◆ EXERCISE REQUIREMENTS:
Where a line holds the word "components", copy that line.

◆ DATASET CONTENT:
#####

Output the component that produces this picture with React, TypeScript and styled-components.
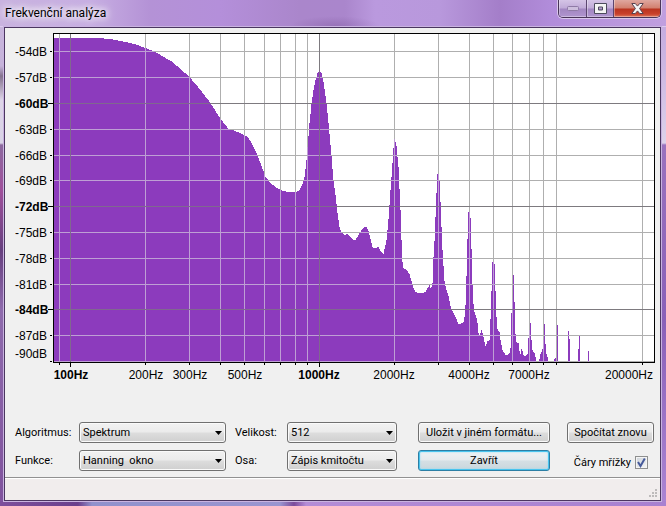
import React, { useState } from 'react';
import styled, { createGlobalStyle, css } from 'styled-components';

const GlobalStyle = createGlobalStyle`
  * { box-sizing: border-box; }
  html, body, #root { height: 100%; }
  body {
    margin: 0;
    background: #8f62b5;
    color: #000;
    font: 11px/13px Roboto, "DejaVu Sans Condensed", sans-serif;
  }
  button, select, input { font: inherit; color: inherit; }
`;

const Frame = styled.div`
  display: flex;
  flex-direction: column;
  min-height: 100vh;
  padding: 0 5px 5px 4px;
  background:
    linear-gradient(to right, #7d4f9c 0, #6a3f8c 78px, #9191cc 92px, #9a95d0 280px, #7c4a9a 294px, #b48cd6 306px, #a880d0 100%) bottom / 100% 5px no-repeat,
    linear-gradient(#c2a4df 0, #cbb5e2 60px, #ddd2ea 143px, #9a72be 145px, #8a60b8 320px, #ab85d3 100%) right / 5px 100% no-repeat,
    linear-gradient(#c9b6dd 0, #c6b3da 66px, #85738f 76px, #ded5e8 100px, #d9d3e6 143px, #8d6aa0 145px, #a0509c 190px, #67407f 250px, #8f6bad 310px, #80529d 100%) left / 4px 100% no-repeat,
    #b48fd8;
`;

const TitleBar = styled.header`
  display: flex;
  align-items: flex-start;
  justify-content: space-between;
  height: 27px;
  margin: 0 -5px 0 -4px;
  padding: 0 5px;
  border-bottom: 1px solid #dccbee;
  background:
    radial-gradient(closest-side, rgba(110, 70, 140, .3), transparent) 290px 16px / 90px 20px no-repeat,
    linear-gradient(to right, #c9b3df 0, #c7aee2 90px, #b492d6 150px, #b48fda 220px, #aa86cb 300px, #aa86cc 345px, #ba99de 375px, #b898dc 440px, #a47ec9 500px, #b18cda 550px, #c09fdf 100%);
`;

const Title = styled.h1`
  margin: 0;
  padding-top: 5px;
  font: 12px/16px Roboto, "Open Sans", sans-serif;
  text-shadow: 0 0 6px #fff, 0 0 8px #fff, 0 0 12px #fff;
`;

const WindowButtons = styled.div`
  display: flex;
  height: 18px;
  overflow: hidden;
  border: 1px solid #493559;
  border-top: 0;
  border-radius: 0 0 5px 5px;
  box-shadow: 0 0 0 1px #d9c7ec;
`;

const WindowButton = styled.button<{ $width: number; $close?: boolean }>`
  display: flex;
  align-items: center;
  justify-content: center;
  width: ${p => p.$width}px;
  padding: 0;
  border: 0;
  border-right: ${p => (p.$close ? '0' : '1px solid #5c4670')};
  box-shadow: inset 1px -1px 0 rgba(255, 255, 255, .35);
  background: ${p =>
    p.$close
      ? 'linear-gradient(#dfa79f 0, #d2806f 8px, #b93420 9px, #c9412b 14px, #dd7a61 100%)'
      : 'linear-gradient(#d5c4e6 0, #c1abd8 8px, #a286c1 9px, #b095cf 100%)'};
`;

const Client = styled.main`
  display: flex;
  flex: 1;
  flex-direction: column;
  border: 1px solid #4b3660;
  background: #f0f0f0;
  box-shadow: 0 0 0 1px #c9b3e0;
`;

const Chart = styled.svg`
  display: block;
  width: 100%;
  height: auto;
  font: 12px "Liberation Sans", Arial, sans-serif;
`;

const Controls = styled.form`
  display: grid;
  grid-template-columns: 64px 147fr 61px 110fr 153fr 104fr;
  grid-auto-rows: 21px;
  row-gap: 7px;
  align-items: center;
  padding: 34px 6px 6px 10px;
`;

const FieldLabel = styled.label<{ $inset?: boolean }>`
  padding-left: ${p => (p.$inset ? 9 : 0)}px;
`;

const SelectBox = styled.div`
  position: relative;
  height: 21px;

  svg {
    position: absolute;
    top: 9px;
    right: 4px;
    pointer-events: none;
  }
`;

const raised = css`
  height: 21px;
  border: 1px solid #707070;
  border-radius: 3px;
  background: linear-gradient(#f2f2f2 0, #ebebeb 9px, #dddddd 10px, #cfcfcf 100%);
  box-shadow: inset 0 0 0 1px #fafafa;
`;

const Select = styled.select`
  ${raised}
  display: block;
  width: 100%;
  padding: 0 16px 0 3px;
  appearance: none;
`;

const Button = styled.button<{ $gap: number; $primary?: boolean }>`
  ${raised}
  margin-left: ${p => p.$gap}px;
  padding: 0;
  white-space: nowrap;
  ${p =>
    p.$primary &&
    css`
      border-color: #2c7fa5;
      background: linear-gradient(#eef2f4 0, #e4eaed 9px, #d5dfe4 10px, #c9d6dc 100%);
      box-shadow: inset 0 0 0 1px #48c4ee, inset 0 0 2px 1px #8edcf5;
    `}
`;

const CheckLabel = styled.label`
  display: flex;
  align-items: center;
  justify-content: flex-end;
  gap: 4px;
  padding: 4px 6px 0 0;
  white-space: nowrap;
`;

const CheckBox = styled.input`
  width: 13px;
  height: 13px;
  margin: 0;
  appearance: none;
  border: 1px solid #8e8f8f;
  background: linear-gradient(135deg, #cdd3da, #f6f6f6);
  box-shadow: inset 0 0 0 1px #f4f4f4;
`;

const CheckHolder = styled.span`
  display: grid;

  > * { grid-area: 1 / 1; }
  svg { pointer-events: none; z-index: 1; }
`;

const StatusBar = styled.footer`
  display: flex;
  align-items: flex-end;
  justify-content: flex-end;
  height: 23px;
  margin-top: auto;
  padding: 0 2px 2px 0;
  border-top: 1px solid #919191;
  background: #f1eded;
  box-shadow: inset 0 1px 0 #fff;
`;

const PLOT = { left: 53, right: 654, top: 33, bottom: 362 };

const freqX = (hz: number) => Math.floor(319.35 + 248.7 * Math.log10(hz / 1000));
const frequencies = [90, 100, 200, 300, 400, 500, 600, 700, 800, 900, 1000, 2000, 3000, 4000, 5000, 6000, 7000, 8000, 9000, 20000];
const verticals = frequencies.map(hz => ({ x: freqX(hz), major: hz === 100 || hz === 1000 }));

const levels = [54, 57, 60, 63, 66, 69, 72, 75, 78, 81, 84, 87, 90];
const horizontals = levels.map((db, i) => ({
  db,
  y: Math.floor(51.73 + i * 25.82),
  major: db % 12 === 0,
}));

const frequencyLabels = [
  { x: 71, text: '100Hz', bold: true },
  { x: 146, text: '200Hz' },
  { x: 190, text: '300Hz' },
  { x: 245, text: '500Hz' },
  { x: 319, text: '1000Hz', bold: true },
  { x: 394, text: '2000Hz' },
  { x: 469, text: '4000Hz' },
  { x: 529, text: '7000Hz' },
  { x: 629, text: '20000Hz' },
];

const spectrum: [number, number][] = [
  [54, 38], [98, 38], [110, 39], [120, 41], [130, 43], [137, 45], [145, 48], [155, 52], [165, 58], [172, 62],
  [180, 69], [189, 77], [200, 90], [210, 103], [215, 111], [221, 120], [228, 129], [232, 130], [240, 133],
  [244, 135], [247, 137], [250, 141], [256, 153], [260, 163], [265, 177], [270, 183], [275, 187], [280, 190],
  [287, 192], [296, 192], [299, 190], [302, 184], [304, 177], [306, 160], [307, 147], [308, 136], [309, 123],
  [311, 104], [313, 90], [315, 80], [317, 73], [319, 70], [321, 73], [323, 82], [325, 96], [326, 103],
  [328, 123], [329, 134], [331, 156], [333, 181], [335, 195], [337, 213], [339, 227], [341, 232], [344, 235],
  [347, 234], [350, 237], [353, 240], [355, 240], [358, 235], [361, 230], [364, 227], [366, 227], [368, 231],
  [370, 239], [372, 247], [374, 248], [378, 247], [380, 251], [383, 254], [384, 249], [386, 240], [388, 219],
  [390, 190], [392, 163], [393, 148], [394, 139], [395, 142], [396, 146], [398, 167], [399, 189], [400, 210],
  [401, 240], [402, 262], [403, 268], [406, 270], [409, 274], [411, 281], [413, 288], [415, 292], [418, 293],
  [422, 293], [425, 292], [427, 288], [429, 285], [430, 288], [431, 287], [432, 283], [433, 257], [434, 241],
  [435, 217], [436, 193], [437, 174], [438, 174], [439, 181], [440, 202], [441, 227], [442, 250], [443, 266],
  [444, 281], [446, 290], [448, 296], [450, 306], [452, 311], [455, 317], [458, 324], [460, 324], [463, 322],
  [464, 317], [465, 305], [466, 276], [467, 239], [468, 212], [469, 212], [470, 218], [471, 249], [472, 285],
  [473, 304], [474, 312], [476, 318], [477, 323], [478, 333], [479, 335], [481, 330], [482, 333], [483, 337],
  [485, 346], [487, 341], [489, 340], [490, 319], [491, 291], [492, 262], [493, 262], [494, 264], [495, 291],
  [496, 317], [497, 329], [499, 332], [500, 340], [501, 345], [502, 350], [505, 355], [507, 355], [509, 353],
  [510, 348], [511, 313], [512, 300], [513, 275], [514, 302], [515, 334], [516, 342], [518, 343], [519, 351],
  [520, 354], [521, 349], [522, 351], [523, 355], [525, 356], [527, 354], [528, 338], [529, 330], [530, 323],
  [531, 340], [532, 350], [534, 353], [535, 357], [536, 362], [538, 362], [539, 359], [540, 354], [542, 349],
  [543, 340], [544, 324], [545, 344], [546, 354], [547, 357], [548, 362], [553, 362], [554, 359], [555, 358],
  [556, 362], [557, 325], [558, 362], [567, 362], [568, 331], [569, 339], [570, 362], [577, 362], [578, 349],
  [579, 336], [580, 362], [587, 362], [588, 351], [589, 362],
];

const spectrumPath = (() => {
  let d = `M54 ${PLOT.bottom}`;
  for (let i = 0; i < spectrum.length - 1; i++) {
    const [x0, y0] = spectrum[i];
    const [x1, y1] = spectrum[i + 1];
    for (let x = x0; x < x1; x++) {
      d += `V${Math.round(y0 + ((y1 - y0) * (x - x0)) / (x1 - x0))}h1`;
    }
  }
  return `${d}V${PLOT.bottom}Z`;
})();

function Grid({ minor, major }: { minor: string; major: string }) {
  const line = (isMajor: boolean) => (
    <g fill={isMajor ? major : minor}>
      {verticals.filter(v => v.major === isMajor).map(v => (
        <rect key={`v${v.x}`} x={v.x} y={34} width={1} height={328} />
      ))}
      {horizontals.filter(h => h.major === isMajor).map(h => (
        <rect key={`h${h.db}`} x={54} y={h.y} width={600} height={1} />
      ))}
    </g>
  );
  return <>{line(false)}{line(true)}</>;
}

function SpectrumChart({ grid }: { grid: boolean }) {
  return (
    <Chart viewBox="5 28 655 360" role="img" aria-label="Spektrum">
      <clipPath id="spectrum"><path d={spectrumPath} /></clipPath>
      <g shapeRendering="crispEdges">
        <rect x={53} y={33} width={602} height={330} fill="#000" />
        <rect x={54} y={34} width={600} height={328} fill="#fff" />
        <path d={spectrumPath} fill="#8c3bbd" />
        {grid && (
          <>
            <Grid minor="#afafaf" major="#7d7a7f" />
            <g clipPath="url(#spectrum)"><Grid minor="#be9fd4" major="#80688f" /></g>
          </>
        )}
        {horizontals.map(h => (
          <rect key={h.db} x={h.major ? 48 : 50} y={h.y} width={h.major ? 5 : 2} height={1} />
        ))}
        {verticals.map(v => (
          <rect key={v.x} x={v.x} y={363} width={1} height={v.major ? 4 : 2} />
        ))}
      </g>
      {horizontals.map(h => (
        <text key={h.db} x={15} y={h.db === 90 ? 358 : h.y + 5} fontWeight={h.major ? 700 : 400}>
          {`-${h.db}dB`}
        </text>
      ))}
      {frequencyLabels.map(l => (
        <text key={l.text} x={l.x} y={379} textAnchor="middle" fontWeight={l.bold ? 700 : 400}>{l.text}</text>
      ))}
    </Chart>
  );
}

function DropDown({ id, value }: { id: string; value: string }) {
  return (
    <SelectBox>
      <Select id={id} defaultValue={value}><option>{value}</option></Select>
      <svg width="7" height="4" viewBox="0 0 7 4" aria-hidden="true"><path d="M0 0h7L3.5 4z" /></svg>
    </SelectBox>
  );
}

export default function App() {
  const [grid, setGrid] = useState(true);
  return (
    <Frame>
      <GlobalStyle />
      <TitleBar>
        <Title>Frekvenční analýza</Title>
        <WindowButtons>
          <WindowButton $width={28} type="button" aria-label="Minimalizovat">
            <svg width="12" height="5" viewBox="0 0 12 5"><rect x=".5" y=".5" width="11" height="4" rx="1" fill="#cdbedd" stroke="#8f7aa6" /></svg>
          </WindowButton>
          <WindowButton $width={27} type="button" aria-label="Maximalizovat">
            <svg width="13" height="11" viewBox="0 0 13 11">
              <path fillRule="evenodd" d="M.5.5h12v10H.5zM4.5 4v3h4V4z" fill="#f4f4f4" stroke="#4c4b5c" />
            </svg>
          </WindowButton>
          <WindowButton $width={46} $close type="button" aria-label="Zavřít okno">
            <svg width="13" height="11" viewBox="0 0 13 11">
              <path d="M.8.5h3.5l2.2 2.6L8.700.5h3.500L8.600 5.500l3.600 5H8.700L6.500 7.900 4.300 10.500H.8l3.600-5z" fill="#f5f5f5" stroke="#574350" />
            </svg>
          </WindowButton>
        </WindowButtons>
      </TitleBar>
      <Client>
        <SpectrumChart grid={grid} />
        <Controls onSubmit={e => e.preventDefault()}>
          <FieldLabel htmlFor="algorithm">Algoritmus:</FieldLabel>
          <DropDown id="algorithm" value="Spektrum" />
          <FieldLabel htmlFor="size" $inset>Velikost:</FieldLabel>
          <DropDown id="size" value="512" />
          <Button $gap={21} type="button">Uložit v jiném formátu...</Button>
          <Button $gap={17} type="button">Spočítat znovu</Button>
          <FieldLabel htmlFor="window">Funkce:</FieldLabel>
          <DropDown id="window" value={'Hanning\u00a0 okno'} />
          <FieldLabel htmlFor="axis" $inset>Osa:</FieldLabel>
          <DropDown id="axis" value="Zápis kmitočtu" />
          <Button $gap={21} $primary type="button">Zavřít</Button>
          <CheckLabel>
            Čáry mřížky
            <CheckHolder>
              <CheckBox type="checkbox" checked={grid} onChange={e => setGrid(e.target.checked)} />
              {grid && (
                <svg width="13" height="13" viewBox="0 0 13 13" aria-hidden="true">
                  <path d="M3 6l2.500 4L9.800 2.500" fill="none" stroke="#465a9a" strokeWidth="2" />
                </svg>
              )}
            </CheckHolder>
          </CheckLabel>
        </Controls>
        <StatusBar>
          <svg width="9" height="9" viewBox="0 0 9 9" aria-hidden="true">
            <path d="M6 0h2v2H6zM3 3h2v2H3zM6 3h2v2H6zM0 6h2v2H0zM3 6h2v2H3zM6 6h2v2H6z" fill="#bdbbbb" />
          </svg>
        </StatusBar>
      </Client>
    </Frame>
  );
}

#####

◆ RESPONSE TO THE EXERCISE:
Output the component that produces this picture with React, TypeScript and styled-components.
import styled, { createGlobalStyle, css } from 'styled-components';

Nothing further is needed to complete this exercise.